WHAT YOU SHOULD DO —
The records below must be output exactly, without pictures.

(Records with interface code)
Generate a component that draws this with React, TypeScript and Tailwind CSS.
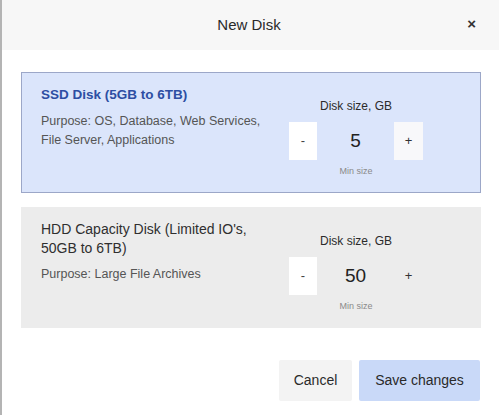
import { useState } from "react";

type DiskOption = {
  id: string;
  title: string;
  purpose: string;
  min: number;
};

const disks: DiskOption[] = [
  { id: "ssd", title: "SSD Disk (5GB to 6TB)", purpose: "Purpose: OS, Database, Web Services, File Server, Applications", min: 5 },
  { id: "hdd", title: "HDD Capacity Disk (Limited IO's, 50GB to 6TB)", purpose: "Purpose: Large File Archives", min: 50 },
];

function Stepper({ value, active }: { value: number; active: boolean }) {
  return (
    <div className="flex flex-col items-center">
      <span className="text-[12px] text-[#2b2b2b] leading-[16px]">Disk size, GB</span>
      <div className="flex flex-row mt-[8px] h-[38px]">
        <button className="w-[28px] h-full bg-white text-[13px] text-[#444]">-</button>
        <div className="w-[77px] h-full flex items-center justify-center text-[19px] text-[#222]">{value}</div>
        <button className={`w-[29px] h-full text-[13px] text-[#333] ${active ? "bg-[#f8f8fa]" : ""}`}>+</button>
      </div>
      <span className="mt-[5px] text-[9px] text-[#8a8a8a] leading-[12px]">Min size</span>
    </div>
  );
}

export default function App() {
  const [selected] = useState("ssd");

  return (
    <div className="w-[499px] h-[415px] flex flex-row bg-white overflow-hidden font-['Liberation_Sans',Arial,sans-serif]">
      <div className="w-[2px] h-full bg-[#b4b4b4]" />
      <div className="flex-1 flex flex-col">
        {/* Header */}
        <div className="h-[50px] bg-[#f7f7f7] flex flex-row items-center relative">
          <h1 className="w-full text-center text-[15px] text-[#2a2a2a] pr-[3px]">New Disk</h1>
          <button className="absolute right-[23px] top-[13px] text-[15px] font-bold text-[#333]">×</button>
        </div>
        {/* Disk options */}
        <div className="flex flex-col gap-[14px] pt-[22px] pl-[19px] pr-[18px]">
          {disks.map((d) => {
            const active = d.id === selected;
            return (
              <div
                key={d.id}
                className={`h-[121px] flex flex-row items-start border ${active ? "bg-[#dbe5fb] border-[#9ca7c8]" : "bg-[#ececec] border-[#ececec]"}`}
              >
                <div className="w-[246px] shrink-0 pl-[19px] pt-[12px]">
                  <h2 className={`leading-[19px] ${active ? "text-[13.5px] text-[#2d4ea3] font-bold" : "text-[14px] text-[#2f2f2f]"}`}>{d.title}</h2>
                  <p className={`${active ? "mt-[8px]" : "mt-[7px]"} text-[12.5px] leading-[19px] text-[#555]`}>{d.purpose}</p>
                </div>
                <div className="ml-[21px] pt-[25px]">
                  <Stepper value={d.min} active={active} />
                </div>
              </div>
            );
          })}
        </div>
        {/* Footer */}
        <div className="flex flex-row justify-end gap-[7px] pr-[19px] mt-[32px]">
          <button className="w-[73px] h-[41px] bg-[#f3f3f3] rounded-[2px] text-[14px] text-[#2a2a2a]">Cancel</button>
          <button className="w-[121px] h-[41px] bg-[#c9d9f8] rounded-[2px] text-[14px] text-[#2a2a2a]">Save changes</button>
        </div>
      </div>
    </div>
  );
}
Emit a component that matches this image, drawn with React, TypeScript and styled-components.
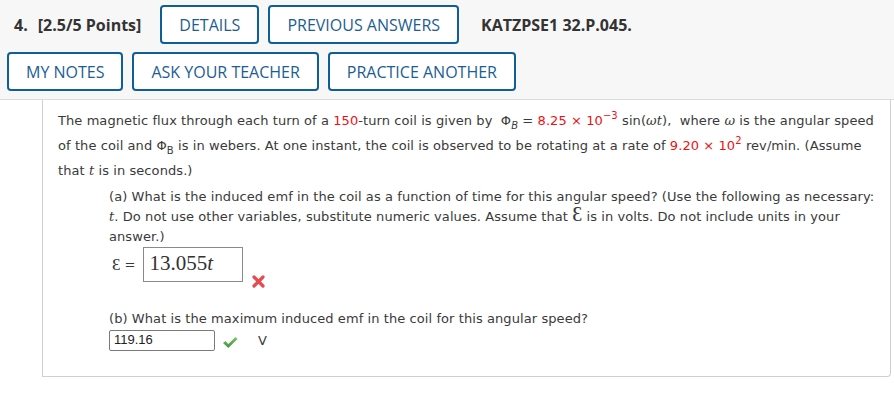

TASK RESULT —
Generate a component that draws this with React, TypeScript and Tailwind CSS.
import { useState } from "react";

type DiskOption = {
  id: string;
  title: string;
  purpose: string;
  min: number;
};

const disks: DiskOption[] = [
  { id: "ssd", title: "SSD Disk (5GB to 6TB)", purpose: "Purpose: OS, Database, Web Services, File Server, Applications", min: 5 },
  { id: "hdd", title: "HDD Capacity Disk (Limited IO's, 50GB to 6TB)", purpose: "Purpose: Large File Archives", min: 50 },
];

function Stepper({ value, active }: { value: number; active: boolean }) {
  return (
    <div className="flex flex-col items-center">
      <span className="text-[12px] text-[#2b2b2b] leading-[16px]">Disk size, GB</span>
      <div className="flex flex-row mt-[8px] h-[38px]">
        <button className="w-[28px] h-full bg-white text-[13px] text-[#444]">-</button>
        <div className="w-[77px] h-full flex items-center justify-center text-[19px] text-[#222]">{value}</div>
        <button className={`w-[29px] h-full text-[13px] text-[#333] ${active ? "bg-[#f8f8fa]" : ""}`}>+</button>
      </div>
      <span className="mt-[5px] text-[9px] text-[#8a8a8a] leading-[12px]">Min size</span>
    </div>
  );
}

export default function App() {
  const [selected] = useState("ssd");

  return (
    <div className="w-[499px] h-[415px] flex flex-row bg-white overflow-hidden font-['Liberation_Sans',Arial,sans-serif]">
      <div className="w-[2px] h-full bg-[#b4b4b4]" />
      <div className="flex-1 flex flex-col">
        {/* Header */}
        <div className="h-[50px] bg-[#f7f7f7] flex flex-row items-center relative">
          <h1 className="w-full text-center text-[15px] text-[#2a2a2a] pr-[3px]">New Disk</h1>
          <button className="absolute right-[23px] top-[13px] text-[15px] font-bold text-[#333]">×</button>
        </div>
        {/* Disk options */}
        <div className="flex flex-col gap-[14px] pt-[22px] pl-[19px] pr-[18px]">
          {disks.map((d) => {
            const active = d.id === selected;
            return (
              <div
                key={d.id}
                className={`h-[121px] flex flex-row items-start border ${active ? "bg-[#dbe5fb] border-[#9ca7c8]" : "bg-[#ececec] border-[#ececec]"}`}
              >
                <div className="w-[246px] shrink-0 pl-[19px] pt-[12px]">
                  <h2 className={`leading-[19px] ${active ? "text-[13.5px] text-[#2d4ea3] font-bold" : "text-[14px] text-[#2f2f2f]"}`}>{d.title}</h2>
                  <p className={`${active ? "mt-[8px]" : "mt-[7px]"} text-[12.5px] leading-[19px] text-[#555]`}>{d.purpose}</p>
                </div>
                <div className="ml-[21px] pt-[25px]">
                  <Stepper value={d.min} active={active} />
                </div>
              </div>
            );
          })}
        </div>
        {/* Footer */}
        <div className="flex flex-row justify-end gap-[7px] pr-[19px] mt-[32px]">
          <button className="w-[73px] h-[41px] bg-[#f3f3f3] rounded-[2px] text-[14px] text-[#2a2a2a]">Cancel</button>
          <button className="w-[121px] h-[41px] bg-[#c9d9f8] rounded-[2px] text-[14px] text-[#2a2a2a]">Save changes</button>
        </div>
      </div>
    </div>
  );
}
Emit a component that matches this image, drawn with React, TypeScript and styled-components.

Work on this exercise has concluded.